Die unzureichende Kenntnis des mechanistischen Verhaltens schränke allerdings die Untersuchung unerforschter und unbekannter Reaktionen ein, da es immer noch eine Herausforderung sei, das mechanochemische Verhalten mit der starken Voreingenommenheit der Lösungschemie zu rationalisieren. Aber es gebe viel Forschung in dieser Richtung, sagt Emmerling.

Großtechnische Umsetzung soll erforscht werden

Im Projekt wolle man vor allem mithilfe der Mechanochemie eine organische Synthese von Wirkstoffen durchführen, die als Reaktion in Lösung bereits weithin bekannt seien. Die sollen dann mit dem Ziel verglichen werden, die Vorteile der mechanochemischen Methode gegenüber der traditionellen Methode in Bezug auf Ausbeute, Reaktionszeit, Toxizität und so weiter herauszustellen, erläutert die Forscherin.

Außerdem gebe es auch Wirkstoffe, die sich überhaupt nur mit den Mitteln der Mechanochemie herstellen ließen. Die Mechanochemie habe sich in den vergangenen Jahren als ein leistungsfähiges Werkzeug erwiesen, um kristalline Formen zu erhalten, die sonst nicht zu erhalten wären. „Ein aktuelles Beispiel in der Literatur ist Sofosbuvir, für das Argyro Chatziadi und Mitarbeiter (Universität Prag) gezeigt haben, dass polymorphe Umwandlungen nur mechanochemisch induziert werden. Da dies nur ein Beispiel von mehreren ist, über die in der Literatur berichtet wird, ist es nur eine Frage der Zeit, bis die pharmazeutische Industrie die lösungsbasierten Methoden durch die Mechanochemie ergänzt, um das kristalline Verhalten besser untersuchen zu können“, sagt Emmerling.

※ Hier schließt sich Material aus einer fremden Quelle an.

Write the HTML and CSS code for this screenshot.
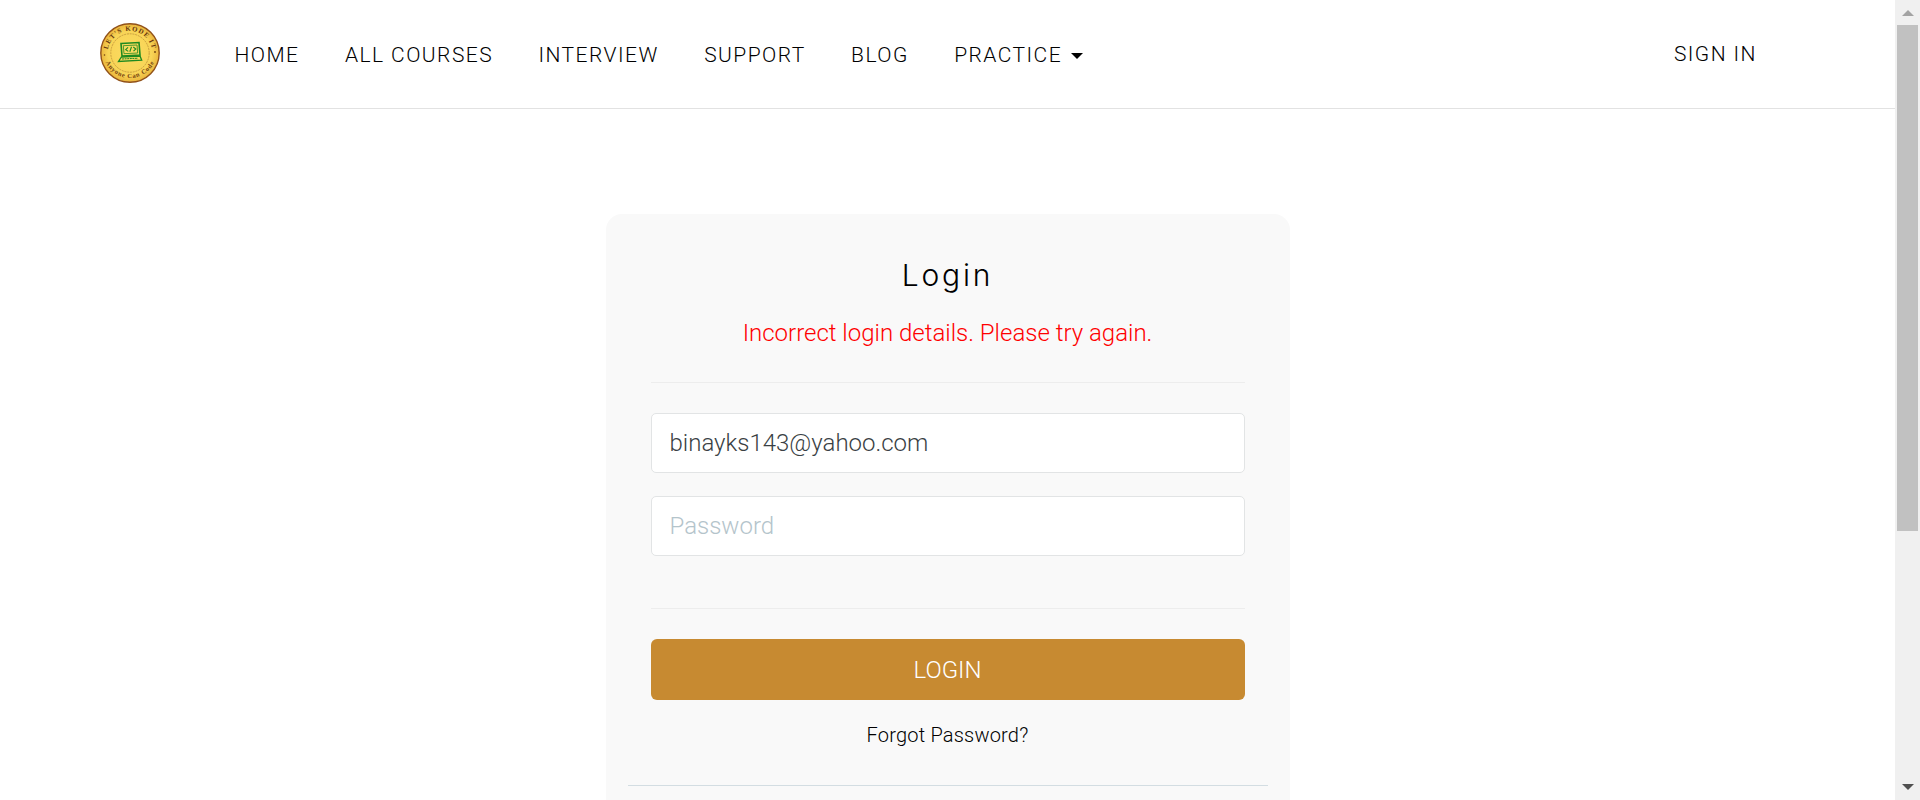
FILE: index.html
```html
<!DOCTYPE html>
<html lang="en">
<head>
<meta charset="utf-8">
<title>Login</title>
<link rel="stylesheet" href="styles.css">
</head>
<body>
<div class="window">
  <div class="page">
    <header class="header">
      <a class="logo" href="#" aria-label="Let's Kode It">
        <svg width="62" height="62" viewBox="0 0 62 62">
          <defs>
            <radialGradient id="gold"><stop offset="0" stop-color="#fbdc62"/><stop offset=".75" stop-color="#f8d456"/><stop offset="1" stop-color="#eab53c"/></radialGradient>
            <path id="top" d="M9.5 37 A22.3 22.3 0 1 1 52.5 37"/>
            <path id="bottom" d="M5.5 37 A26.6 26.6 0 0 0 56.5 37"/>
          </defs>
          <circle cx="31" cy="31" r="29.2" fill="url(#gold)" stroke="#91521a" stroke-width="1.4"/>
          <circle cx="31" cy="31" r="19.2" fill="none" stroke="#b68a35" stroke-width=".7" stroke-dasharray="2 .8"/>
          <text class="logo-top"><textPath href="#top" startOffset="50%" text-anchor="middle">LET'S KODE IT</textPath></text>
          <text class="logo-bottom"><textPath href="#bottom" startOffset="50%" text-anchor="middle">Anyone Can Code</textPath></text>
          <circle cx="5.5" cy="33" r=".8" fill="#70400e"/><circle cx="56" cy="30" r=".9" fill="#70400e"/>
          <g fill="none" stroke="#1f8a20">
            <path d="M22 21.5 L40 20.5 L41 33 L23 34 Z" stroke-width="1.6"/>
            <path d="M24.3 23.7 L38 23 L38.7 31 L25 31.7 Z" stroke-width=".8"/>
            <path d="M29 25.4 L26.7 27.7 L29.3 29.4 M32.5 24.8 L30.8 29.8 M34.3 25 L36.8 27 L34.5 29.2" stroke-width="1.1"/>
            <path d="M22.5 35 L41 34 L42.7 38.2 L19.5 39.5 Z" stroke-width="1.3"/>
            <path d="M23 37 L39 36.2" stroke-width="1" stroke-dasharray="2 .6"/>
          </g>
        </svg>
      </a>
      <nav class="nav">
        <a href="#">HOME</a>
        <a href="#">ALL COURSES</a>
        <a href="#">INTERVIEW</a>
        <a href="#">SUPPORT</a>
        <a href="#">BLOG</a>
        <a href="#">PRACTICE<span class="caret"></span></a>
      </nav>
      <a class="sign-in" href="#">SIGN IN</a>
    </header>
    <main class="main">
      <section class="card">
        <form class="form">
          <h1 class="title">Login</h1>
          <p class="error">Incorrect login details. Please try again.</p>
          <hr class="rule">
          <input class="field" type="text" value="binayks143@yahoo.com" aria-label="Email">
          <input class="field" type="password" placeholder="Password">
          <hr class="rule rule-actions">
          <button class="submit" type="button">LOGIN</button>
          <a class="forgot" href="#">Forgot Password?</a>
        </form>
        <hr class="divider">
      </section>
    </main>
  </div>
  <div class="scrollbar">
    <div class="arrow-box"><span class="arrow-up"></span></div>
    <div class="thumb"></div>
    <div class="arrow-box arrow-end"><span class="arrow-down"></span></div>
  </div>
</div>
</body>
</html>
```
FILE: styles.css
```css
* { box-sizing: border-box; }
body { margin: 0; background: #fff; font-family: Roboto, sans-serif; font-weight: 300; color: #000; overflow: hidden; }
a { color: inherit; text-decoration: none; }
.window { display: flex; height: 800px; overflow: hidden; }
.page { flex: 1; height: 800px; overflow: hidden; }
.header { display: flex; align-items: flex-start; height: 109px; border-bottom: 1px solid #e2e2e2; padding-left: 99px; }
.logo { display: block; width: 62px; height: 62px; margin-top: 22px; }
.logo svg { display: block; }
.logo-top { font: 700 6.8px "Liberation Serif", serif; letter-spacing: 1px; fill: #65350c; }
.logo-bottom { font: 700 6.5px "Liberation Serif", serif; letter-spacing: .7px; fill: #74420f; }
.nav { display: flex; gap: 45.4px; margin: 40px 0 0 73.5px; }
.nav a, .sign-in { font-size: 21px; line-height: 30px; letter-spacing: 1.45px; white-space: nowrap; }
.caret { display: inline-block; margin-left: 9px; border: 6px solid transparent; border-top-color: #000; border-bottom: 0; vertical-align: 3px; }
.sign-in { margin: 39px 138px 0 auto; }
.main { display: flex; justify-content: center; padding-top: 105px; }
.card { width: 684px; height: 700px; padding: 41px 22px 0; border-radius: 16px; background: #f9f9f9; }
.form { display: flex; flex-direction: column; padding: 0 23px; }
.title { margin: 0; font: 300 30px/40px Inter, sans-serif; letter-spacing: 2.8px; text-align: center; }
.error { margin: 20px 0 0; font-size: 24px; line-height: 36px; color: #f00; text-align: center; }
.rule { width: 100%; height: 1px; margin: 31px 0 30px; border: 0; background: #ededed; }
.field { width: 100%; height: 60px; margin: 0 0 23px; padding: 0 18px; border: 1px solid #e2e4e5; border-radius: 5px; background: #fff; font: 300 24px Roboto, sans-serif; color: #3a3f44; }
.field::placeholder { color: #b4c4cb; opacity: 1; }
.rule-actions { margin-top: 29px; }
.submit { height: 61px; padding: 0; border: 0; border-radius: 6px; background: #c78a31; color: #fff; font: 300 24px Roboto, sans-serif; }
.forgot { margin-top: 20px; font-size: 20px; line-height: 30px; letter-spacing: .2px; text-align: center; }
.divider { height: 1px; margin: 35px 0 0; border: 0; background: #d3dde2; }
.scrollbar { display: flex; flex-direction: column; width: 25px; background: #f0f0f0; }
.arrow-box { display: flex; justify-content: center; height: 25px; padding-top: 10px; }
.thumb { height: 506px; margin: 0 2px; background: #c1c1c1; }
.arrow-end { margin-top: auto; padding-top: 9px; }
.arrow-up, .arrow-down { width: 12px; height: 6px; border: 6px solid transparent; }
.arrow-up { border-top: 0; border-bottom-color: #a3a3a3; }
.arrow-down { border-bottom: 0; border-top-color: #505050; }
```
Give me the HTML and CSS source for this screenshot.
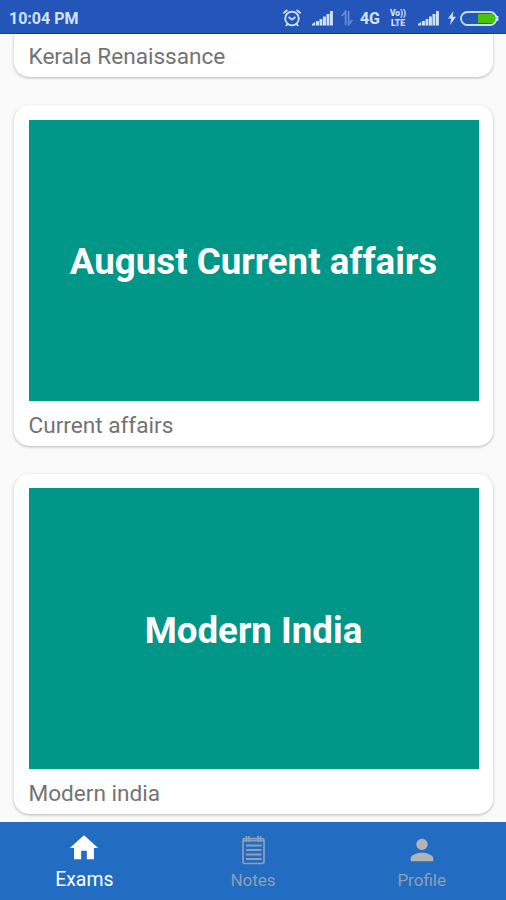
FILE: index.html
```html
<!DOCTYPE html>
<html lang="en">
  <head>
    <meta charset="UTF-8" />
    <meta name="viewport" content="width=device-width, initial-scale=1.0" />
    <title>Exams</title>
    <link rel="stylesheet" href="styles.css">
  </head>
  <body>
    <div class="app">
      <header class="status-bar">
        <span class="time">10:04 PM</span>
        <div class="status-icons">
          <!-- alarm -->
          <svg class="alarm" width="20" height="20" viewBox="0 0 20 20" fill="none" stroke="currentColor">
            <circle cx="10" cy="10.5" r="6.8" stroke-width="1.8" />
            <path d="M6.6 9l3.4 2.7 3.4-2.7" stroke-width="1.7" />
            <path d="M1.4 5.2l4-3.2M18.6 5.2l-4-3.2M5.5 16l-1.6 2M14.5 16l1.6 2" stroke-width="1.8" />
          </svg>
          <svg class="signal" width="21" height="16" viewBox="0 0 21 16" fill="currentColor">
            <path d="M0 15.5v-1.500l3.200-2v3.500zM4 11h2.900v4.500H4zM7.500 9h2.900v6.500H7.500zM11 6.500h2.900v9H11zM14.500 4h2.900v11.500h-2.900zM18 1h2.900v14.500H18z" />
          </svg>
          <svg class="data" width="12" height="16" viewBox="0 0 12 16" fill="none" stroke="currentColor" stroke-width="1.7">
            <path d="M4.6 15V1.500L.8 6M7.600 1v13.500l3.800-4.500" />
          </svg>
          <span class="network">4G</span>
          <span class="volte"><span>Vo))</span><span>LTE</span></span>
          <svg class="signal" width="21" height="16" viewBox="0 0 21 16" fill="currentColor">
            <path d="M0 15.5v-1.500l3.200-2v3.500zM4 11h2.900v4.500H4zM7.500 9h2.900v6.500H7.500zM11 6.500h2.900v9H11zM14.500 4h2.900v11.500h-2.900zM18 1h2.900v14.500H18z" />
          </svg>
          <svg class="bolt" width="8" height="14" viewBox="0 0 8 14" fill="currentColor">
            <path d="M5.500 0L0 7.600h3.300L2 14l6-8.200H4.600z" />
          </svg>
          <svg class="battery" width="39" height="15" viewBox="0 0 39 15">
            <path d="M18 3h14.500a4.500 4.500 0 0 1 0 9H18z" fill="#48c50b" />
            <rect x="1" y="1" width="35.500" height="13" rx="6.500" fill="none" stroke="#c9dcfa" stroke-width="1.800" />
            <path d="M37.600 5v5" stroke="#c9dcfa" stroke-width="1.600" />
          </svg>
        </div>
      </header>

      <main class="feed">
        <div class="card">
          <p class="card-label">Kerala Renaissance</p>
        </div>
        <div class="card">
          <div class="cover">August Current affairs</div>
          <p class="card-label">Current affairs</p>
        </div>
        <div class="card">
          <div class="cover">Modern India</div>
          <p class="card-label">Modern india</p>
        </div>
      </main>

      <nav class="bottom-nav">
        <a class="nav-item active">
          <svg width="34" height="34" viewBox="0 0 24 24" fill="currentColor">
            <path d="M10 20v-6h4v6h5v-8h3L12 3 2 12h3v8z" />
          </svg>
          <span>Exams</span>
        </a>
        <a class="nav-item">
          <svg width="34" height="34" viewBox="0 0 34 34" fill="none" stroke="currentColor">
            <rect x="7" y="5.500" width="21" height="25" rx="1.500" stroke-width="1.700" />
            <path d="M10 12.500h15.500M10 17h15.500M10 21.500h15.500M10 26h15.500" stroke-width="2" />
            <path d="M7 7.500h21" stroke-width="2" />
            <path d="M10.500 3v6M13 3v6M22 3v6M24.500 3v6" stroke-width="1.600" />
          </svg>
          <span>Notes</span>
        </a>
        <a class="nav-item profile">
          <svg width="34" height="34" viewBox="0 0 24 24" fill="currentColor">
            <path d="M12 12c2.210 0 4-1.790 4-4s-1.790-4-4-4-4 1.790-4 4 1.790 4 4 4zm0 2c-2.670 0-8 1.340-8 4v2h16v-2c0-2.660-5.330-4-8-4z" />
          </svg>
          <span>Profile</span>
        </a>
      </nav>
    </div>
  </body>
</html>
```

FILE: styles.css
```css
* {
  box-sizing: border-box;
}
body {
  margin: 0;
  font-family: Roboto, "Liberation Sans", sans-serif;
  background-color: #fafafa;
}
.app {
  display: flex;
  flex-direction: column;
  height: 900px;
  overflow: hidden;
}
.status-bar {
  display: flex;
  flex: none;
  align-items: center;
  justify-content: space-between;
  height: 34px;
  padding: 3px 7px 0 9px;
  color: #d3e2fb;
  background-color: #2455b8;
  border-bottom: 1px solid #0d3aa8;
}
.time {
  font-size: 16px;
  font-weight: 700;
}
.status-icons {
  display: flex;
  align-items: center;
}
.signal {
  margin-left: 10px;
}
.data {
  margin-left: 8px;
  color: #6b8fd6;
}
.network {
  margin-left: 7px;
  font-size: 16px;
  font-weight: 700;
}
.volte {
  display: flex;
  flex-direction: column;
  align-items: center;
  width: 18px;
  margin-left: 9px;
  margin-right: 1px;
  font-size: 8.5px;
  font-weight: 900;
  line-height: 10px;
}
.bolt {
  margin-left: 9px;
}
.battery {
  margin-left: 4px;
}
.feed {
  display: flex;
  flex: 1;
  flex-direction: column;
  justify-content: flex-end;
  gap: 28px;
  min-height: 0;
  padding: 0 13px 8px 14px;
  overflow: hidden;
}
.card {
  flex: none;
  padding: 14.5px;
  padding-bottom: 0;
  background-color: #fff;
  border-radius: 15px;
  box-shadow: 0 1px 3px rgba(0, 0, 0, 0.28);
}
.cover {
  display: flex;
  align-items: center;
  justify-content: center;
  height: 281px;
  padding-top: 3px;
  color: #fff;
  background-color: #009688;
  font-size: 36.7px;
  font-weight: 700;
}
.card-label {
  height: 45px;
  margin: 0;
  color: #737373;
  font-size: 22.6px;
  line-height: 49px;
}
.bottom-nav {
  display: flex;
  flex: none;
  height: 78px;
  background-color: #226dc1;
}
.nav-item {
  display: flex;
  flex: 1;
  flex-direction: column;
  align-items: center;
  padding-top: 11px;
  color: #8f9fb5;
  font-size: 17px;
  line-height: 27px;
}
.profile svg {
  color: #b3b3b3;
}
.nav-item.active {
  gap: 1px;
  padding-top: 9px;
  color: #fff;
  font-size: 19.4px;
}
```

Vom Labor in die Industrie

Was allerdings im Pilotprojekt noch im Labormaßstab machbar ist, wäre dann zukünftig noch auf den großtechnischen Maßstab der Industrie zu übertragen. „Ausweitung mechanochemischer Methoden auf die Großproduktion ist keine leichte Aufgabe, aber in den vergangenen Jahren hat die mechanochemische Gemeinschaft die richtigen Voraussetzungen geschaffen, um die Industrie beim ökologischen Übergang zu unterstützen. Im Jahr 2019 finanzierte die COST-Aktion die europäischen Projekte MechSustInd und Greenering mit dem Ziel, die Kluft zwischen Wissenschaft und Industrie zu überbrücken und so solide Netzwerke für den Austausch von Wissen und Expertise zu bilden. Die industrielle Umsetzung neuer mechanochemischer Methoden erfordert Investitionen und Innovationen, aber der solide Hintergrund der beteiligten Partner wird helfen, alle Herausforderungen zu bewältigen und die weitere Forschung in die richtige Richtung zu lenken“, sagt Emmerling.

Umsetzung innerhalb von zehn Jahren erhofft

Da die Einführung mechanochemischer Verfahren in der Großproduktion eine Renovierung und einen Paradigmen- und Know-how-Wechsel erfordere, müssten die bestehenden Produktionsanlagen erheblich umgerüstet werden. „Die Unternehmen müssen die etablierten chemischen Prozesse modifizieren und ihre derzeitige Ausrüstung in den Anlagen durch Kugelmühlen und andere mechanochemischen Geräte ersetzen. Auch wenn einige Unternehmen bereits Mühlen und Extruder im industriellen Maßstab einsetzen, erfordern diese Änderungen dennoch Investitionen in Geld und Zeit, insbesondere weil neue Methoden zur Herstellung von Wirkstoffen von den staatlichen Aufsichtsbehörden genehmigt werden müssen. Der ökologische Übergang zur Mechanochemie kann also in der Anfangsphase recht anspruchsvoll und zeitaufwendig sein, aber jede Innovation durchläuft eine solche Phase, sonst wäre sie ja nicht von vornherein eine Innovation“, sagt die Forscherin.

Es sei aber ein Ziel von IMPACTIVE, mechanisch-chemische Prozesse zu entwickeln, die in der pharmazeutischen Industrie effektiv eingesetzt werden könnten, sagt sie.